- _Provided records_:
>> start

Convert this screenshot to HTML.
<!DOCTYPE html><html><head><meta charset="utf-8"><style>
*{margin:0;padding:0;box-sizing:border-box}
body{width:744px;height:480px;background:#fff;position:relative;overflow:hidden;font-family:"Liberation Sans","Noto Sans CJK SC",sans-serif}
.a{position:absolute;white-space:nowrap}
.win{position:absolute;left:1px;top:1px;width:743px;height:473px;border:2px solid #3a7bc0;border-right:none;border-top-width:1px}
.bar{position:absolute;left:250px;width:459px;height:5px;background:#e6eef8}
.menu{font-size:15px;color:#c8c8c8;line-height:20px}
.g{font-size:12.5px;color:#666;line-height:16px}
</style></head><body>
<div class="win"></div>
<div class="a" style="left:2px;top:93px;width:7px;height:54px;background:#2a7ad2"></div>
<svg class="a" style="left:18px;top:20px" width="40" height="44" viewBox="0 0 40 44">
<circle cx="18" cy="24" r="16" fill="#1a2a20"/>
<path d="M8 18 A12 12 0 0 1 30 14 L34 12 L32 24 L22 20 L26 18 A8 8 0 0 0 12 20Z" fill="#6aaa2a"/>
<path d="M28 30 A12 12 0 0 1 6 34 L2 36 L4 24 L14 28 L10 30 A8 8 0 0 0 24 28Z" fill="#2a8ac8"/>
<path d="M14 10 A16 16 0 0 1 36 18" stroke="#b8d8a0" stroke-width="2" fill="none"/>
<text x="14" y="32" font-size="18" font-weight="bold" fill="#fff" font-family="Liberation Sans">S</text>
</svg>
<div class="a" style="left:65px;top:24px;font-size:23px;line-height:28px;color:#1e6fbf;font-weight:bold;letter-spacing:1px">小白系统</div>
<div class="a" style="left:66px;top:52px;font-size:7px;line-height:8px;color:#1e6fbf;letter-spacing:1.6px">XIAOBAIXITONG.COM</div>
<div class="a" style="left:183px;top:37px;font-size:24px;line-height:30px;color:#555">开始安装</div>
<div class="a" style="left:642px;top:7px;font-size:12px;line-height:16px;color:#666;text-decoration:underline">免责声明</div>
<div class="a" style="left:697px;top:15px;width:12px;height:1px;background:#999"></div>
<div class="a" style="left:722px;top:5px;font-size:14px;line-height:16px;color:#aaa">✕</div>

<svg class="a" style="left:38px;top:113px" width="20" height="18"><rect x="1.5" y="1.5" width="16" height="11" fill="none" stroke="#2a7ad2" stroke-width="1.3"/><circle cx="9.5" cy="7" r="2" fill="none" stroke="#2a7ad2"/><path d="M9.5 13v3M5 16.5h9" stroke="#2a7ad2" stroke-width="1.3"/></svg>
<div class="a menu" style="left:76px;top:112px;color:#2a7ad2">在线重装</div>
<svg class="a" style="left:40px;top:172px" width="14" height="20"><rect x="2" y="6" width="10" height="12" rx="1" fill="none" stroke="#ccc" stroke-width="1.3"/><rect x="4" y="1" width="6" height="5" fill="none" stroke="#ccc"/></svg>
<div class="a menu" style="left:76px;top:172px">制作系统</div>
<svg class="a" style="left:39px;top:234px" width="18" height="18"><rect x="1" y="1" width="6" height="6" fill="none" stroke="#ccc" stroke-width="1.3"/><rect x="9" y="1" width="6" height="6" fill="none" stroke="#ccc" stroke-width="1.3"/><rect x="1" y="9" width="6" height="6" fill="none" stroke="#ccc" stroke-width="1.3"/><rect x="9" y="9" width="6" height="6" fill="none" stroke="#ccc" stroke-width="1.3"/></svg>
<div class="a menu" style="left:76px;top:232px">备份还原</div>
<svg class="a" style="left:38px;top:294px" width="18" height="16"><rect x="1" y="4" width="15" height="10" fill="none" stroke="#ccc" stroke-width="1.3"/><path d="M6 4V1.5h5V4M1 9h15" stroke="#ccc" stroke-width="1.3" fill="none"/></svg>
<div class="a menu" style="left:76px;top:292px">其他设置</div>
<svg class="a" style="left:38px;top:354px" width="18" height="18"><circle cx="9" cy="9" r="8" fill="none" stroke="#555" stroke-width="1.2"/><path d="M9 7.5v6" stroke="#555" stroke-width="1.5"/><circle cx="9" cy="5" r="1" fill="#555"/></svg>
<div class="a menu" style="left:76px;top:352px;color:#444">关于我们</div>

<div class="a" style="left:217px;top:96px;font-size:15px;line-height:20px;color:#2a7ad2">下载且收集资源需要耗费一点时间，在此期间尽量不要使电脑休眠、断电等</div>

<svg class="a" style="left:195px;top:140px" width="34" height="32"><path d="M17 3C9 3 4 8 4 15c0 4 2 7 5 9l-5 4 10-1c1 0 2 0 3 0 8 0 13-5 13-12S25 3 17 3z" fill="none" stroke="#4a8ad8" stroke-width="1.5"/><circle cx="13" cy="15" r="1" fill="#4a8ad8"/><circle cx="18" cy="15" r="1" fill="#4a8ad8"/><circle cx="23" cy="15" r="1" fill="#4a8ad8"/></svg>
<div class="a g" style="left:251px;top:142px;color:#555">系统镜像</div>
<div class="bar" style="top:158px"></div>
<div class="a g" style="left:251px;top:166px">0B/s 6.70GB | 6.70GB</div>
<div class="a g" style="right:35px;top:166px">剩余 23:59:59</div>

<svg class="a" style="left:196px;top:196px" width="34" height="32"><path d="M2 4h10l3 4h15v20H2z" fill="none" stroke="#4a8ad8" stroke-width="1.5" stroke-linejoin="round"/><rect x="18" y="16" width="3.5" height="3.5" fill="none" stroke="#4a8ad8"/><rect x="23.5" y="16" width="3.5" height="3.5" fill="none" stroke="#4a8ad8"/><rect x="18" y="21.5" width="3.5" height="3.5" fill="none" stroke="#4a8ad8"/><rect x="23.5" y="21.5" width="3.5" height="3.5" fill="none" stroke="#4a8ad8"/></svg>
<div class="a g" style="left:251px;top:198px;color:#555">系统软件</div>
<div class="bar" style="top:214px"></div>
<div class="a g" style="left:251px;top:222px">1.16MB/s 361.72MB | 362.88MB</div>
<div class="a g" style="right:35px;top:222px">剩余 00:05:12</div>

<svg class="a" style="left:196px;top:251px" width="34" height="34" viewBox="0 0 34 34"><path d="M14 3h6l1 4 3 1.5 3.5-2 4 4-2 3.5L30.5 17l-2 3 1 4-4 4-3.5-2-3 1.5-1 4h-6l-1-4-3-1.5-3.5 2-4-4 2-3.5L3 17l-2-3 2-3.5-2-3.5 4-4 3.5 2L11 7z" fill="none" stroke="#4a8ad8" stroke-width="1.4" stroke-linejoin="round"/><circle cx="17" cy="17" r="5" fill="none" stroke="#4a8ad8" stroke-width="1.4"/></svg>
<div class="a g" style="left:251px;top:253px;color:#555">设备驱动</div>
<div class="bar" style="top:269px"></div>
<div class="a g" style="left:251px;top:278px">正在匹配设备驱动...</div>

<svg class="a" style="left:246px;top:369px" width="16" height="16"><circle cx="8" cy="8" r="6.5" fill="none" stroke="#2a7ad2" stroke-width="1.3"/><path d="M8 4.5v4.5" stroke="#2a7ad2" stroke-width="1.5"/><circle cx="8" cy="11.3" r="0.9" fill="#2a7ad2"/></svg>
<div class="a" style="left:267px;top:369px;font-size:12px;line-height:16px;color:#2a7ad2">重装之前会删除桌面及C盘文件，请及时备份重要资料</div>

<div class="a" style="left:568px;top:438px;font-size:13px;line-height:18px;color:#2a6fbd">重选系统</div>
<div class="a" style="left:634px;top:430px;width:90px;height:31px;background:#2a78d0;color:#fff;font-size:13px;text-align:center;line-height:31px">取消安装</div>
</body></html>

>> end
>> start

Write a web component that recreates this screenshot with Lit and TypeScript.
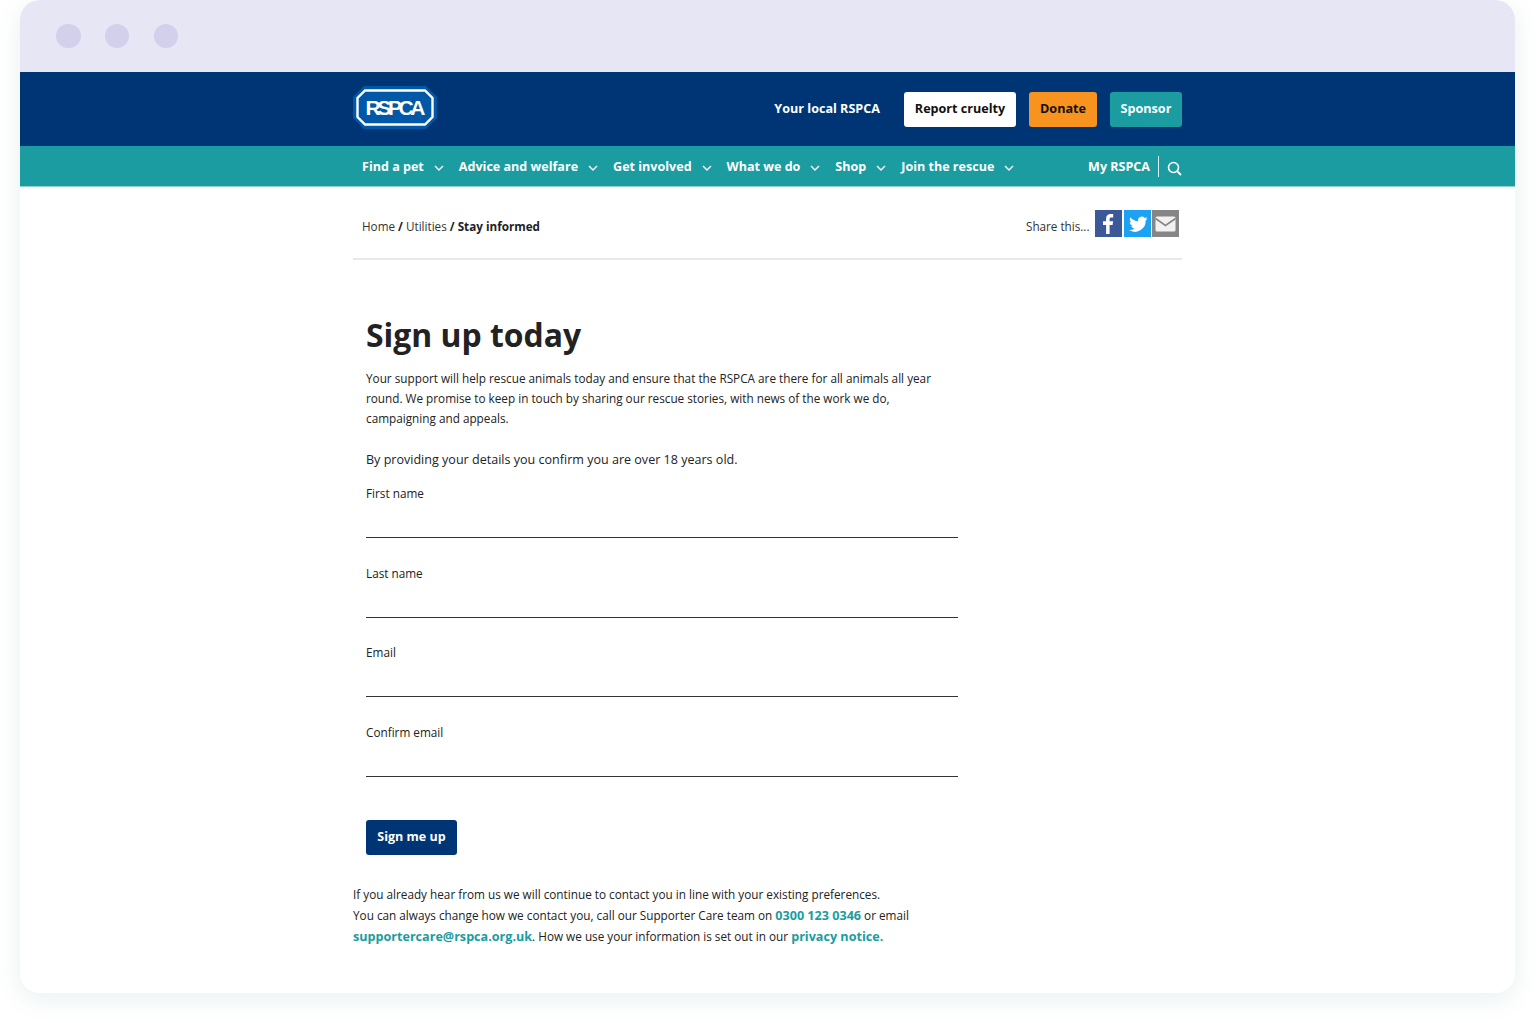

>> end
>> start

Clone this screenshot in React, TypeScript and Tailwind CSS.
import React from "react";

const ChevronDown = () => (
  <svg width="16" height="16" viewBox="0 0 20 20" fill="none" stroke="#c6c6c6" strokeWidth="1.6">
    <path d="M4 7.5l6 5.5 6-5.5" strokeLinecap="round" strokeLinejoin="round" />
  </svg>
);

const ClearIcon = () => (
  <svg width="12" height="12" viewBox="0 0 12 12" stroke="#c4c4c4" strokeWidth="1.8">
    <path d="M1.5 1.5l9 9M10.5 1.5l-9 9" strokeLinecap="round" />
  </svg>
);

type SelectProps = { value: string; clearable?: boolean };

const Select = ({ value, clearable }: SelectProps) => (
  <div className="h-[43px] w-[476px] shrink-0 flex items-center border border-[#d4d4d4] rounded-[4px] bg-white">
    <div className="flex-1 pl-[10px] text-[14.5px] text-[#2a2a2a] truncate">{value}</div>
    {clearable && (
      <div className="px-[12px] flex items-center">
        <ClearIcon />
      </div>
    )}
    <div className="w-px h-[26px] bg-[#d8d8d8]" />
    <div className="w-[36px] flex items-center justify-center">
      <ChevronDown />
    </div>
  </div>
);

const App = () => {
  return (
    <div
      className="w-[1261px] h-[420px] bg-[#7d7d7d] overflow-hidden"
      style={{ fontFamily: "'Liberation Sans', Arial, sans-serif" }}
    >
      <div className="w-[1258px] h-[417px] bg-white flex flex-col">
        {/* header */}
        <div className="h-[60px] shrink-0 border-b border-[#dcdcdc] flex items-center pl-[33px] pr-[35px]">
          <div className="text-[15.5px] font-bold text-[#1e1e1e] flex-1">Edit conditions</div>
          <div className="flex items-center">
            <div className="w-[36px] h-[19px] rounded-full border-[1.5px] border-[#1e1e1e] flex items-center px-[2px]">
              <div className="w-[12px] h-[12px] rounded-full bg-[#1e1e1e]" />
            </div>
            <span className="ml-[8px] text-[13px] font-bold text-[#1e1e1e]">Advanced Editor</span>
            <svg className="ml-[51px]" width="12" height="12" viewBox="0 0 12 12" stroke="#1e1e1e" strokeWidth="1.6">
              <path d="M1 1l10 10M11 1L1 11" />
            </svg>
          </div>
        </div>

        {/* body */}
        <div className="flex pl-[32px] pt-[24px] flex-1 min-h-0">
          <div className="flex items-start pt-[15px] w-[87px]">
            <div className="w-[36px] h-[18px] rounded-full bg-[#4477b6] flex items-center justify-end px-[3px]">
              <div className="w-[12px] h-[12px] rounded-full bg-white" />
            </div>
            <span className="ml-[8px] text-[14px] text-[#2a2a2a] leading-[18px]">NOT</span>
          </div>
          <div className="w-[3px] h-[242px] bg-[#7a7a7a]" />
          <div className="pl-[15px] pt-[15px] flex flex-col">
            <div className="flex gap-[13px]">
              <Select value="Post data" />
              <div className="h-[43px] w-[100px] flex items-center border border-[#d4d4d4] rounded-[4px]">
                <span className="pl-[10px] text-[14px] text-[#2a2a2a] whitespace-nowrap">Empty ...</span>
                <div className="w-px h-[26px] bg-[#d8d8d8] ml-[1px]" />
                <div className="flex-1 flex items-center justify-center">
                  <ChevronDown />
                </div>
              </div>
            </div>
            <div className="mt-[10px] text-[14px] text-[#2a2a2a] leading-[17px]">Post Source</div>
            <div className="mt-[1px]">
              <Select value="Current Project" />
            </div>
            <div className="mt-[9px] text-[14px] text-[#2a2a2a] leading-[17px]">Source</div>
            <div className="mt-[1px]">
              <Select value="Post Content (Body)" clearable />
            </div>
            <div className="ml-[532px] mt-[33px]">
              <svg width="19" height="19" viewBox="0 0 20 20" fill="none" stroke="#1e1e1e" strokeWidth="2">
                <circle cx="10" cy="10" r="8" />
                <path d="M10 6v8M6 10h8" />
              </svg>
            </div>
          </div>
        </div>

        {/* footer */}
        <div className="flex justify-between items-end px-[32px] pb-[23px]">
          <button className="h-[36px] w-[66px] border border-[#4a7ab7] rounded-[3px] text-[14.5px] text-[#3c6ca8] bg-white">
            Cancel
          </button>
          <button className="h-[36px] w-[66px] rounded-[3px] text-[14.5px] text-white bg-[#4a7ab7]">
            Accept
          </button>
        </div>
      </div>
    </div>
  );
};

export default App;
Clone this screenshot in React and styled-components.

>> end

- _Problem statement_: Search the listing for the word "TypeScript" and return each line that holds it.

- _Solution below_:
Write a web component that recreates this screenshot with Lit and TypeScript.
Clone this screenshot in React, TypeScript and Tailwind CSS.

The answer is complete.